Now, the change has come – sweeping across the nation much faster than many could ever have predicted.

And the Covenant Network is turning its attention to making sure that full inclusion is lived out in reality, and to matters of unity – particularly racial reconciliation. The attendance, significantly lower than at the last conference in 2013, may be a sign that the shift has its challenges – and that with so many conservatives leaving the PC(USA), the locus of energy in the denomination is shifting as well.

“We are living in a different church,” said Brian Ellison, Covenant Network’s executive director. “We are living in a different nation in many ways. We are a different organization.”

The three preachers during worship at this conference are focusing on the Confession of Belhar from South Africa, which the 2016 General Assembly in Portland will be asked to approve – the last step in adding that confession to the PC(USA) Book of Confessions.
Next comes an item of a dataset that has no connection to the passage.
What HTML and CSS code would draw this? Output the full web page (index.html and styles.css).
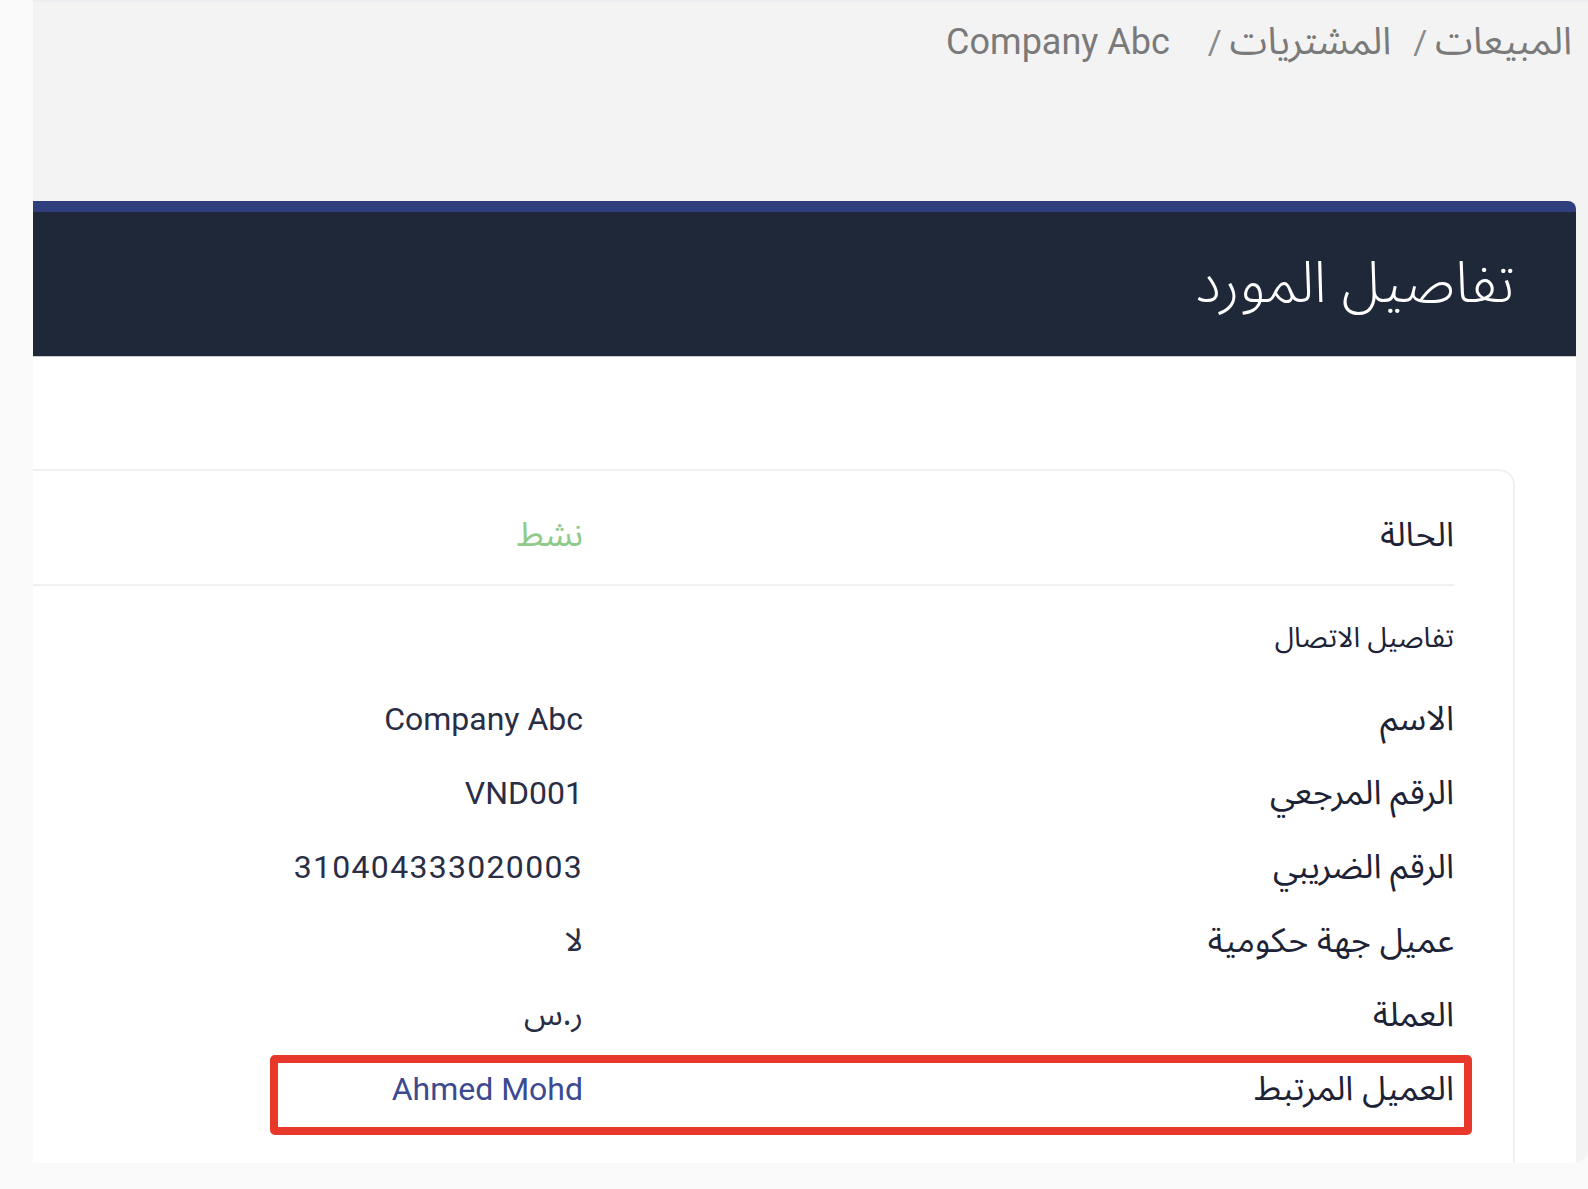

IMG_0030In the opening plenary, Cynthia Rigby, a professor of systematic theology from Austin Presbyterian Theological Seminary, spoke of forgiveness and the theology behind it. It’s not enough to say “forgive and forget,” Rigby said – because Reformed Christians believe that “the kingdom of God should and does break into our reality” on earth and that Christians should be partners with Christ in the work of reconciliation.

Many of the “nones” – those who do not affiliate with organized religion – contend that “church folks like us are a bunch of hypocrites,” who say one thing but do another, Rigby pointed out. “Are we showing our love for one another to the world?”

From her perspective, Forgiveness + Justice = Unity. Forgiveness involves reconciliation of broken relationships, Rigby said, naming oppressions while living into the hope of the resurrection.

IMG_0060Paul T. Roberts, the president of Johnson C. Smith Theological Seminary in Atlanta, preached during opening worship that “nice is not enough.” The deaths of other young people of color (and he gave a list) have taught his own three church-raised, brown-skinned children that “being nice does not assure them of the same protections as whites,” and that when their civil rights have been violated, “nice does not guarantee that justice will be served.”

To be light and salt in the world, as Jesus called for in the Sermon on the Mount, may be a call to disruption – “the whole of the Bible is all about disruption,” Roberts said. Jesus disrupted Sabbath practices, fed the hungry, spoke to the outcast Samaritan woman at the well, raised the dead.

If being salt and light in the world, bringing “disruption of the best kind,” can contribute to “thy will be done on earth as it is in heaven,” Roberts said, then do it.

Speakers Nov. 6 at the “Unity Matters” conference include Clifton Kirkpatrick, the PC(USA)’s former stated clerk and now a professor of world Christianity and ecumenical studies at Louisville Presbyterian Theological Seminary, and J. Herbert Nelson, director of the PC(USA)’s Office of Public Witness.